It’s been a whole weekend since Super Mario Maker was released to the public, and there are already some rather impressive levels making interesting use of the tools that the game offers. Between all of the enemies, obstacles, and modifiers available, the possibilities are practically infinite; however, there are always common themes an elements that run through the vast majority of levels, so let’s take a look at a couple of the major types of levels that you will see while browsing levels online.
Honest Mario, or HM for short.
An HM level attempts to emulate the classic Mario formula. It may have been made to test and show off the creator’s level design, or maybe it was made just for the sake of toying with the more basic elements to build up to more extravagant levels. They may be bland at times, and some elements may feel a bit off, but it’s honestly hard to fault levels like these much; if nothing else, an attempt at a level of this style means the creator at least identifies the good level design of the official titles and strives to create a genuinely engaging experience. Unfortunately, convincing HM is somewhat hard to find. If you run into a level that feels genuine, be sure to star(favorite) or even download it; these are the levels that will be harder and harder to find as time goes on.
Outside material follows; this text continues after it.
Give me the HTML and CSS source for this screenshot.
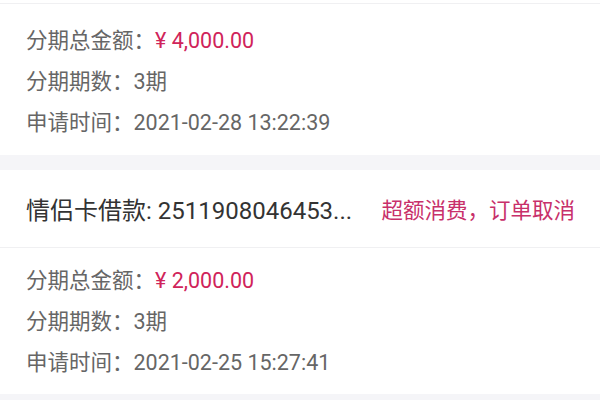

Gimmick levels can take many shapes and forms: getting past a tower of enemies, chasing a giant shell through a level so it can break the blocks in your path, only being able to progress by spin-jumping on otherwise hazardous objects, and much, much more. The enjoyability for these is all over the charts: it depends on how interestingly the gimmick is implemented, as well as the disposition of the player. However, unlike an HM-styled level; it is much easier to dislike a level for faults as if the one element the level hinges on is flawed, there is little to salvage. Don’t feel obligated to hold on to gimmick levels you only “kind of” like, levels of this type are easy to make and as such will pop up often.
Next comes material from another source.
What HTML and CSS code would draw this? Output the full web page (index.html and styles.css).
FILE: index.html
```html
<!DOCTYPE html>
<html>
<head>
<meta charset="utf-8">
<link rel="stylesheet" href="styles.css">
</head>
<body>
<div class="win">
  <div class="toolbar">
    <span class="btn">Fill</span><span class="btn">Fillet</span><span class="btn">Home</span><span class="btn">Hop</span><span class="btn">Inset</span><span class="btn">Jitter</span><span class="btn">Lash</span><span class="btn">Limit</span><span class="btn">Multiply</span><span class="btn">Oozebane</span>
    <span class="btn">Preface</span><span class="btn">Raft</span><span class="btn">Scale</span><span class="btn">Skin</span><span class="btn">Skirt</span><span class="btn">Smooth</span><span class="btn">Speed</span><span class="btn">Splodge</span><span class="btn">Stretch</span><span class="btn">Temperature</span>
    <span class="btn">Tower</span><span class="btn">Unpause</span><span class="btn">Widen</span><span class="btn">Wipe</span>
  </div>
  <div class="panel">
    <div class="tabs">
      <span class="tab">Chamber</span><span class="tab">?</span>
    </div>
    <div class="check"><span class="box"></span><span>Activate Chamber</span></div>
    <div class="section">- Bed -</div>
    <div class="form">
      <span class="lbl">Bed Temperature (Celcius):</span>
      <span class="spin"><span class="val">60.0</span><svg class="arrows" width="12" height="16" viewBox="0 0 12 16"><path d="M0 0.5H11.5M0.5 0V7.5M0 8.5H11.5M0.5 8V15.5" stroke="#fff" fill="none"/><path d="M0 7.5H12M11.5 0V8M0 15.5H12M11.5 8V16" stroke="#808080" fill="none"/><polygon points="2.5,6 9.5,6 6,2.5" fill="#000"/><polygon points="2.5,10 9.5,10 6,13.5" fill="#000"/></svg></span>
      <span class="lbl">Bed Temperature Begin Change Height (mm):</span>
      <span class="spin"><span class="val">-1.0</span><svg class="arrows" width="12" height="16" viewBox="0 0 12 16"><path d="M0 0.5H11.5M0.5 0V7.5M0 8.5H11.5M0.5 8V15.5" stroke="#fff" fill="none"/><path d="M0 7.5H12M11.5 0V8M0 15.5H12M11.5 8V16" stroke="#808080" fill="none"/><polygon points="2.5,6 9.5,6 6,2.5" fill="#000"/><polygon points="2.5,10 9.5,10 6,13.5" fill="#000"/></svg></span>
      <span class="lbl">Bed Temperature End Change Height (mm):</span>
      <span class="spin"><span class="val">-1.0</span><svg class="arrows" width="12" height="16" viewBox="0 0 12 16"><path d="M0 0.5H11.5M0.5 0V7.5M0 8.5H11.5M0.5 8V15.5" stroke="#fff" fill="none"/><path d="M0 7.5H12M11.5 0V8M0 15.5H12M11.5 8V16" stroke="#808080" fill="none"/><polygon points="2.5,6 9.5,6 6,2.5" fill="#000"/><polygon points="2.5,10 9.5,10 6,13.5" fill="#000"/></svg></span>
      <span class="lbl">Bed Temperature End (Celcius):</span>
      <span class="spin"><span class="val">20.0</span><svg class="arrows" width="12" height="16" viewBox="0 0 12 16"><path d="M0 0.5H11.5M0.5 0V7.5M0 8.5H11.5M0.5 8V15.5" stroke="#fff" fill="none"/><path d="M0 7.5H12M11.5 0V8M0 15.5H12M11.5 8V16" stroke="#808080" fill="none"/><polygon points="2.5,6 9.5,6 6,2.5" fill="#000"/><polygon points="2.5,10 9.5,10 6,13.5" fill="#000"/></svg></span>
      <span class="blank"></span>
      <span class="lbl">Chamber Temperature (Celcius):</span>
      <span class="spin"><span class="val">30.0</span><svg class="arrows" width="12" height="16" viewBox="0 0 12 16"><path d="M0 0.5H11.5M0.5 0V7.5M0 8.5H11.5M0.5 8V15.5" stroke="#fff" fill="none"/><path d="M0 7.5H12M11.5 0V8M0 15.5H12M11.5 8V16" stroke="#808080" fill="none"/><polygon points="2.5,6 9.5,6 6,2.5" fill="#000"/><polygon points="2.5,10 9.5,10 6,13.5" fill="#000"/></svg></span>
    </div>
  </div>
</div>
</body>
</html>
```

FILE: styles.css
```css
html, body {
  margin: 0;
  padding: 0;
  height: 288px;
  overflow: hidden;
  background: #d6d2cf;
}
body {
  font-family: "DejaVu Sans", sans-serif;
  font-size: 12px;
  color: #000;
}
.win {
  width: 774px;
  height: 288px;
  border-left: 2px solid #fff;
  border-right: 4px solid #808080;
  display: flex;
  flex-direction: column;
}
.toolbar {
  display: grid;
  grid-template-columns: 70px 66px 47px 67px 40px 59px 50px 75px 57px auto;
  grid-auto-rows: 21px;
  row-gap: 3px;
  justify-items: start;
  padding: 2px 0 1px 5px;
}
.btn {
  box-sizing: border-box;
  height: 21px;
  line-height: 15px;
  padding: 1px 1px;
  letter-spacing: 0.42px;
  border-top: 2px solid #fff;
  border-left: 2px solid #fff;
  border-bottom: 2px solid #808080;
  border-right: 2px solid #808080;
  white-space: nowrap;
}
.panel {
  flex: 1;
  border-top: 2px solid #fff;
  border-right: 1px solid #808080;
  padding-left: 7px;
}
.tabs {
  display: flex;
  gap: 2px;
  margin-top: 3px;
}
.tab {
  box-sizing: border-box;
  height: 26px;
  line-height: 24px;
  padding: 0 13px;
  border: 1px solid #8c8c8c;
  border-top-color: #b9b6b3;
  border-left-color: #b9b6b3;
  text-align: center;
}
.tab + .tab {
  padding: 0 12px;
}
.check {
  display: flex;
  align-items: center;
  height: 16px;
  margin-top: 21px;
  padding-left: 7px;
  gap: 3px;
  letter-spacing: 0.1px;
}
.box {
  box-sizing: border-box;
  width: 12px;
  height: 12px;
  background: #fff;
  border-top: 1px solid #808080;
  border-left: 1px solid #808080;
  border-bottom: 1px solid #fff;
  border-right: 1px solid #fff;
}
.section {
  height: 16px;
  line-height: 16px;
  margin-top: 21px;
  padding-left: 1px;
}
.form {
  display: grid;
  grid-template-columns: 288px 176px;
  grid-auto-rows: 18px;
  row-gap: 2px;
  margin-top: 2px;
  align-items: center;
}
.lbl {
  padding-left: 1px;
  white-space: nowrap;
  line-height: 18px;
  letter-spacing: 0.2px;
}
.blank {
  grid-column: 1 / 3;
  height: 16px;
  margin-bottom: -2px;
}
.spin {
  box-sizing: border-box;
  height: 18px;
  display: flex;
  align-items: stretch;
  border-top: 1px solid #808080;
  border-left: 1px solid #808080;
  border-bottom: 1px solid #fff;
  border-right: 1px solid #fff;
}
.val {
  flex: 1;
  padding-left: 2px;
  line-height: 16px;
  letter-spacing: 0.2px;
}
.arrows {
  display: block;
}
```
These levels come in two major varieties, Roller Coasters and Pixel Art. Much like their namesakes, Roller Coaster levels usually involve no player interaction, choosing rather to wow the player by demonstrating discipline and detailed knowledge of the game’s tools and physics. As a lover of good level design, I don’t know how to feel about these; on one hand, the creator worked very hard for an entertaining experience utilizing the tools to create music or other exciting events through the given tools, on the other, what does it matter that you or I are playing this? You could watch this level on Youtube and be losing nothing from it, and upon completing the level, there is no sense of accomplishment. I’d recommend saving a couple of these when you see them for the entertainment value, but they can get old pretty fast. Also, if you’re so inclined, making a good roller coaster is a surefire way to get a lot of attention, so if you want to become an accomplished Super Mario Maker creator, the effort spent on making one of these is a good investment.
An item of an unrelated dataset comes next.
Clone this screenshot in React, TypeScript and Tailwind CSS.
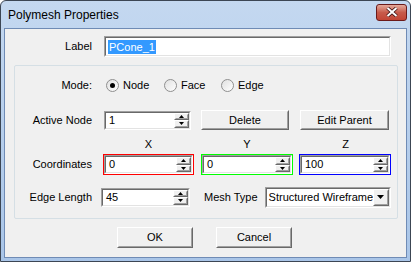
import React from "react";

const font = { fontFamily: "'Liberation Sans', Arial, sans-serif" };

const Sunken = ({ className = "", children }: { className?: string; children?: React.ReactNode }) => (
  <div className={`border border-t-[#a0a0a0] border-l-[#a0a0a0] border-b-white border-r-white ${className}`}>
    <div className="h-full border border-t-[#696969] border-l-[#696969] border-b-[#e3e3e3] border-r-[#e3e3e3] bg-white flex items-center">
      {children}
    </div>
  </div>
);

const Raised = ({ className = "", children }: { className?: string; children?: React.ReactNode }) => (
  <div className={`border border-t-white border-l-white border-b-[#696969] border-r-[#696969] bg-[#f0f0f0] ${className}`}>
    <div className="h-full border border-t-[#f0f0f0] border-l-[#f0f0f0] border-b-[#a0a0a0] border-r-[#a0a0a0] flex items-center justify-center">
      {children}
    </div>
  </div>
);

const Arrow = ({ up }: { up?: boolean }) => (
  <svg width="5" height="3" viewBox="0 0 5 3">
    <path d={up ? "M2.5 0 L5 3 L0 3 Z" : "M0 0 L5 0 L2.5 3 Z"} fill="#000" />
  </svg>
);

const Spinner = ({ value, className = "" }: { value: string; className?: string }) => (
  <Sunken className={`h-[19px] ${className}`}>
    <span className="flex-1 pl-[3px] text-[11px] leading-none text-black">{value}</span>
    <div className="flex flex-col h-full w-[15px]">
      <Raised className="flex-1">
        <Arrow up />
      </Raised>
      <Raised className="flex-1">
        <Arrow />
      </Raised>
    </div>
  </Sunken>
);

const Radio = ({ checked, label }: { checked?: boolean; label: string }) => (
  <div className="flex items-center">
    <div className="w-[13px] h-[13px] rounded-full border border-[#8f8f8f] bg-gradient-to-br from-[#e0e0e0] to-white flex items-center justify-center">
      {checked && <div className="w-[5px] h-[5px] rounded-full bg-black" />}
    </div>
    <span className="ml-[4px] text-[11px] text-black">{label}</span>
  </div>
);

const Button = ({ label, className = "" }: { label: string; className?: string }) => (
  <Raised className={`h-[20px] ${className}`}>
    <span className="text-[11px] text-black">{label}</span>
  </Raised>
);

export default function App() {
  return (
    <div className="w-[411px] h-[262px] bg-white" style={font}>
      <div className="w-full h-full rounded-t-[6px] border border-[#3c4654] bg-gradient-to-b from-[#c4d8f0] to-[#a9c5e8] flex flex-col">
        {/* title bar */}
        <div className="h-[27px] flex items-center justify-between pl-[7px] pr-[3px]">
          <span className="text-[12px] text-black">Polymesh Properties</span>
          <div className="w-[31px] h-[17px] -mt-[5px] rounded-[3px] border border-[#6b1a1a] bg-gradient-to-b from-[#e4a99b] via-[#c75b4b] to-[#c24535] flex items-center justify-center">
            <svg width="12" height="10" viewBox="0 0 12 10">
              <path d="M1.5 1 L10.5 9 M10.5 1 L1.5 9" stroke="#3a1010" strokeWidth="3.6" />
              <path d="M1.5 1 L10.5 9 M10.5 1 L1.5 9" stroke="#fff" strokeWidth="2" />
            </svg>
          </div>
        </div>
        {/* client */}
        <div className="flex-1 mx-[3px] mb-[3px] border border-[#6f8bb5] bg-[#f0f0f0] flex flex-col">
          <div className="flex items-center mt-[7px] h-[21px]">
            <span className="w-[87px] text-right text-[11px] text-black">Label</span>
            <Sunken className="ml-[12px] w-[287px] h-[21px]">
              <span className="ml-[2px] px-[1px] bg-[#3399ff] text-white text-[11px] leading-[14px]">PCone_1</span>
            </Sunken>
          </div>

          {/* group box */}
          <div className="mt-[8px] ml-[9px] w-[384px] h-[154px] border border-[#d5dfe5] rounded-[2px] flex flex-col">
            <div className="flex items-center mt-[12px] h-[14px]">
              <span className="w-[77px] text-right text-[11px] text-black">Mode:</span>
              <div className="ml-[14px] flex items-center">
                <div className="w-[58px]"><Radio checked label="Node" /></div>
                <div className="w-[57px]"><Radio label="Face" /></div>
                <Radio label="Edge" />
              </div>
            </div>

            <div className="flex items-center mt-[18px] h-[20px]">
              <span className="w-[77px] text-right text-[11px] text-black">Active Node</span>
              <Spinner value="1" className="ml-[12px] w-[87px]" />
              <Button label="Delete" className="ml-[10px] w-[88px]" />
              <Button label="Edit Parent" className="ml-[11px] w-[89px]" />
            </div>

            <div className="flex items-center mt-[7px] h-[14px] text-[11px] text-black">
              <span className="ml-[89px] w-[89px] text-center">X</span>
              <span className="ml-[8px] w-[92px] text-center">Y</span>
              <span className="ml-[7px] w-[91px] text-center">Z</span>
            </div>

            <div className="flex items-center mt-[3px] h-[21px]">
              <span className="w-[77px] text-right text-[11px] text-black">Coordinates</span>
              <div className="ml-[11px] w-[91px] h-[21px] border border-[#ff0000]">
                <Spinner value="0" className="w-full" />
              </div>
              <div className="ml-[7px] w-[92px] h-[21px] border border-[#00ff00]">
                <Spinner value="0" className="w-full" />
              </div>
              <div className="ml-[6px] w-[92px] h-[21px] border border-[#0000ff]">
                <Spinner value="100" className="w-full" />
              </div>
            </div>

            <div className="flex items-center mt-[12px] h-[20px]">
              <span className="w-[77px] text-right text-[11px] text-black">Edge Length</span>
              <Spinner value="45" className="ml-[9px] w-[89px]" />
              <span className="ml-[14px] text-[11px] text-black">Mesh Type</span>
              <Sunken className="ml-[7px] w-[126px] h-[21px]">
                <span className="flex-1 overflow-hidden whitespace-nowrap pl-[2px] text-[11px] text-black">Structured Wireframe</span>
                <Raised className="w-[16px] h-full">
                  <svg width="7" height="4" viewBox="0 0 7 4">
                    <path d="M0 0 L7 0 L3.5 4 Z" fill="#000" />
                  </svg>
                </Raised>
              </Sunken>
            </div>
          </div>

          <div className="flex items-center mt-[8px]">
            <Button label="OK" className="ml-[112px] w-[76px] h-[21px]" />
            <Button label="Cancel" className="ml-[23px] w-[76px] h-[21px]" />
          </div>
        </div>
      </div>
    </div>
  );
}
Pixel art is exactly what it sounds like. Creators use various blocks and items for coloration and shape to create images. Since the blocks are being used for art, the level design and likely gameplay as a whole are usually lacking, and even at that, the images likely won’t be visible in actual gameplay due to the relative size of blocks to the screen.
Though it does take serious work to create levels such as these, it kind of undermines the purpose of the game; in all honesty, the same could be done in Minecraft and be more easily appreciated. If you’re dead-set on making a Pixel art level, consider making it a Roller Coaster as well. That way, not only does the player not need to focus on the game to see the art, but you can also guide the player so that they can see your art in a way that you feel does your level justice.
A Hard Style level is an experience. If you have any experience with Mario Romhacks, these levels are the equivalent to a well-designed, challenge-themed hack. These levels show a solid knowledge of game flow as well as tough but fair level design. As a whole, these levels are not as user-friendly as HM or classic Mario, nor do they necessarily have the cohesion to be a by-the-books Mario level; but what they lack in focus, they make up for in genuine and trying challenge. If you come across a genuine Hard Style level, save it. Moreover, if you want recognition in the Mario Maker community, a good Hard Style level is a better way in than most.
“The After School Special”
This type of level is not trying to teach you the dangers of illicit drugs, nor does it star second-rate TV actors. These levels are called After School Specials because some kid just came home from school, threw a bunch of pieces together and called it a level. Maybe the screen is cluttered with enemies, maybe the level can’t be beaten without a P-switch that’s hidden in an invisible block, or maybe it’s just a string of coins until you reach the flag. Any way you slice it, it’s beyond poor level design. I won’t go and insult the creators as they’re most likely still in grade school at this point; but I’ll tell you this right now, this type of level’s acronym is not wrong. Just stay out of easy mode 100 Mario challenge and you’ll be fine.
As a whole, Mario Maker has an amazing amount to offer. Some levels stimulate the mind, some let you relax. There are bad levels, sure, but the best levels to be found make the whole deal well worth it. If you’re playing Mario Maker right now, I hope this has given you an interesting view on available content. If you’re undecided on Mario Maker, I help this has helped you see some things in a fresh way.